Durant toute sa vie, Marguerite Bourgeoys a eu une profonde dévotion à la Vierge Marie, particulièrement à la rencontre de Marie et Elisabeth ce que l’on appelle la Visitation. Pour elle, la rencontre de ces deux femmes enceintes - c’est-à-dire Marie la mère de Jésus-Christ et Elizabeth la mère de Jean le Baptiste - nourrit sa foi et sa démarche missionnaire. Elle écrit : "Après que la Sainte Vierge eut donné son consentement à l’ange, elle est faite Mère de Dieu par le Saint-Esprit. Aussitôt, elle se propose, dans la reconnaissance au Père éternel, de correspondre aux grâces de sa Majesté pour le rachat du genre humain pour lequel elle est faite Mère de Dieu. Elle fait sa première visite à Élisabeth". Et si Marie est présente au moment de l’annonce de la venue de Jésus (Annonciation), de la Visitation, au cours de l’enfance de Jésus et de ses prédications ainsi qu’au pied de la Croix au Calvaire, "Elle se tint renfermée avec les Apôtres dans le Cénacle, pour les encourager à attendre la venue de ce divin Esprit qui leur avait été promis". Pour Marguerite Bourgeoys, Marie est présente à la naissance de son Fils, mais aussi à l’envoi de l’Esprit Saint qui est la naissance de l’Église.

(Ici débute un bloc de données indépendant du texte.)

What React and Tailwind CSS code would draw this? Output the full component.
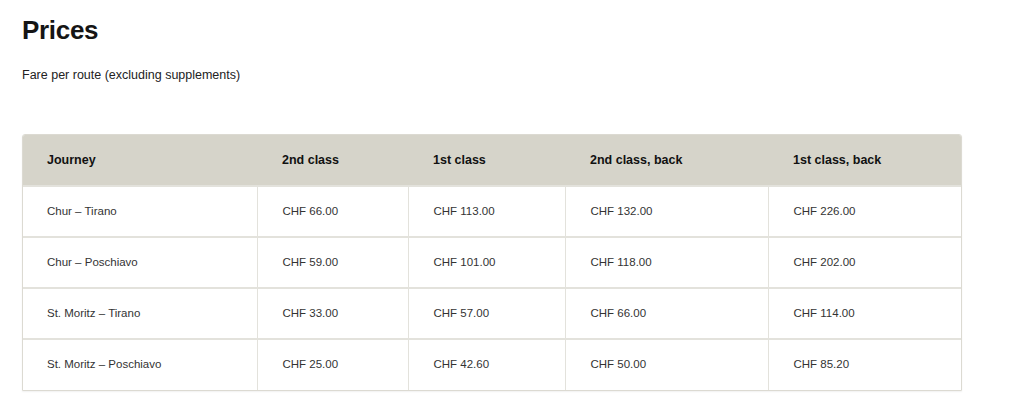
import React from 'react';

const rows = [
  ['Chur – Tirano', 'CHF 66.00', 'CHF 113.00', 'CHF 132.00', 'CHF 226.00'],
  ['Chur – Poschiavo', 'CHF 59.00', 'CHF 101.00', 'CHF 118.00', 'CHF 202.00'],
  ['St. Moritz – Tirano', 'CHF 33.00', 'CHF 57.00', 'CHF 66.00', 'CHF 114.00'],
  ['St. Moritz – Poschiavo', 'CHF 25.00', 'CHF 42.60', 'CHF 50.00', 'CHF 85.20'],
];

const headers = ['Journey', '2nd class', '1st class', '2nd class, back', '1st class, back'];
const widths = ['w-[234px]', 'w-[151px]', 'w-[157px]', 'w-[203px]', 'w-auto'];

export default function App() {
  return (
    <div className="min-h-screen bg-white pl-[22px] pt-[14px] text-[#151515]" style={{ fontFamily: '"Liberation Sans", Arial, sans-serif' }}>
      <h1 className="text-[26px] font-bold leading-[32px] tracking-[-0.3px]">Prices</h1>
      <p className="mt-[20px] text-[12.5px] leading-[18px] text-[#222]">Fare per route (excluding supplements)</p>

      {/* tabelle */}
      <div className="mt-[50px] w-[940px] overflow-hidden rounded-t-[3px] border border-[#dcdad2] shadow-[0_1px_2px_rgba(0,0,0,0.06)]">
        <table className="w-full border-collapse table-fixed">
          <thead>
            <tr className="h-[51px] bg-[#d6d4ca]">
              {headers.map((h, i) => (
                <th key={h} className={`${widths[i]} ${i > 0 ? 'pl-[25px]' : 'pl-[24px]'} text-left text-[12.5px] font-bold text-[#111]`}>{h}</th>
              ))}
            </tr>
          </thead>
          <tbody>
            {rows.map((r) => (
              <tr key={r[0]} className="h-[51px] border-t-2 border-[#e3e2dc]">
                {r.map((c, i) => (
                  <td key={i} className={`text-[11.5px] text-[#333] ${i > 0 ? 'pl-[25px] border-l border-[#e3e2dc]' : 'pl-[24px]'}`}>{c}</td>
                ))}
              </tr>
            ))}
          </tbody>
        </table>
      </div>
    </div>
  );
}
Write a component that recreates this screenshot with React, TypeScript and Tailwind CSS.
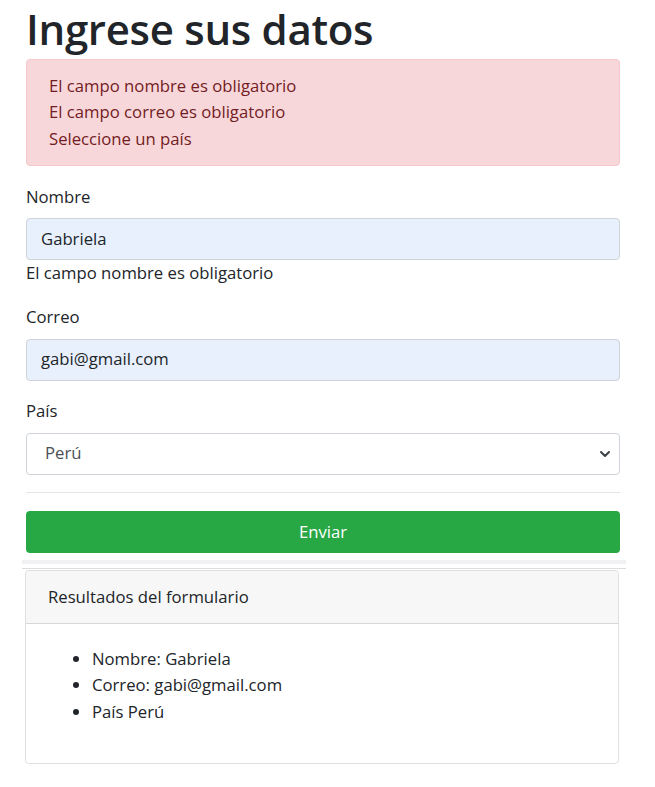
import React from "react";

function Field({
  label,
  value,
  hint,
}: {
  label: string;
  value: string;
  hint?: string;
}) {
  return (
    <div className="mb-[17.6px]">
      <label className="block mb-[8px]">{label}</label>
      <div className="h-[42px] flex items-center px-[14px] rounded-[4px] border border-[#ced4da] bg-[#e8f0fe] text-[#212529]">
        {value}
      </div>
      {hint && <div>{hint}</div>}
    </div>
  );
}

export default function App() {
  return (
    <div
      className="min-h-[787px] bg-white text-[#212529] text-[16.7px] leading-[26.4px]"
      style={{ fontFamily: '"Open Sans", "Noto Sans", sans-serif' }}
    >
      <div className="pl-[26px] w-[620px]">
        <h1 className="text-[42px] leading-[57px] font-semibold mb-[2px] tracking-[-0.3px]">
          Ingrese sus datos
        </h1>

        <div className="mb-[17.6px] rounded-[4px] border border-[#f5c6cb] bg-[#f8d7da] text-[#721c24] px-[22px] py-[13px]">
          <div>El campo nombre es obligatorio</div>
          <div>El campo correo es obligatorio</div>
          <div>Seleccione un país</div>
        </div>

        <Field
          label="Nombre"
          value="Gabriela"
          hint="El campo nombre es obligatorio"
        />
        <Field label="Correo" value="gabi@gmail.com" />

        <div>
          <label className="block mb-[8px]">País</label>
          <div className="h-[42px] flex items-center justify-between pl-[18px] pr-[8px] rounded-[4px] border border-[#ced4da] bg-white text-[#495057]">
            <span>Perú</span>
            <svg width="12" height="12" viewBox="0 0 12 12" fill="none">
              <path
                d="M2 4 L6 8 L10 4"
                stroke="#3c4043"
                strokeWidth="2"
                strokeLinecap="round"
                strokeLinejoin="round"
              />
            </svg>
          </div>
        </div>

        <hr className="my-[17.6px] border-0 border-t border-[rgba(0,0,0,0.1)]" />

        <button className="w-full h-[42px] rounded-[4px] bg-[#28a745] text-white">
          Enviar
        </button>
      </div>

      <div className="mt-[7px] ml-[22px] w-[604px] h-[4px] bg-[#f1f1f3]" />
      <div className="mt-[4px] ml-[22px] w-[604px] h-px bg-[#dcdcdc]" />

      <div className="ml-[25px] w-[594px] mt-[1px] rounded-[4px] border border-[rgba(0,0,0,0.125)]">
        <div className="h-[53px] flex items-center px-[22px] bg-[#f7f7f7] border-b border-[rgba(0,0,0,0.125)] rounded-t-[4px]">
          Resultados del formulario
        </div>
        <div className="p-[22px]">
          <ul className="list-disc pl-[44px] mb-[16px]">
            <li>Nombre: Gabriela</li>
            <li>Correo: gabi@gmail.com</li>
            <li>País Perú</li>
          </ul>
        </div>
      </div>
    </div>
  );
}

Pour Marguerite Bourgeoys, il faut donc faire comme Marie et marcher dans ses pas pour "l’imiter et aller à Dieu par elle, comme par elle, Dieu nous a envoyé son Fils". Pour Marguerite Bourgeoys, la Vierge Marie doit être considérée comme la "Maîtresse des novices de tous ceux qui embrassaient la doctrine de Jésus pour faire remarquer les desseins de leur Maître dont elle gardait toutes les paroles dans son cœur ?". Mais la Mère de Jésus est aussi son modèle dans l’amour de Dieu et du prochain comme elle l’écrit ci-après : "La règle de la charité est celle que la Sainte Vierge a prescrite à tous ceux qui ont eu l’honneur d’être à sa suite, car l’amour de Dieu et du prochain renferme toute la loi".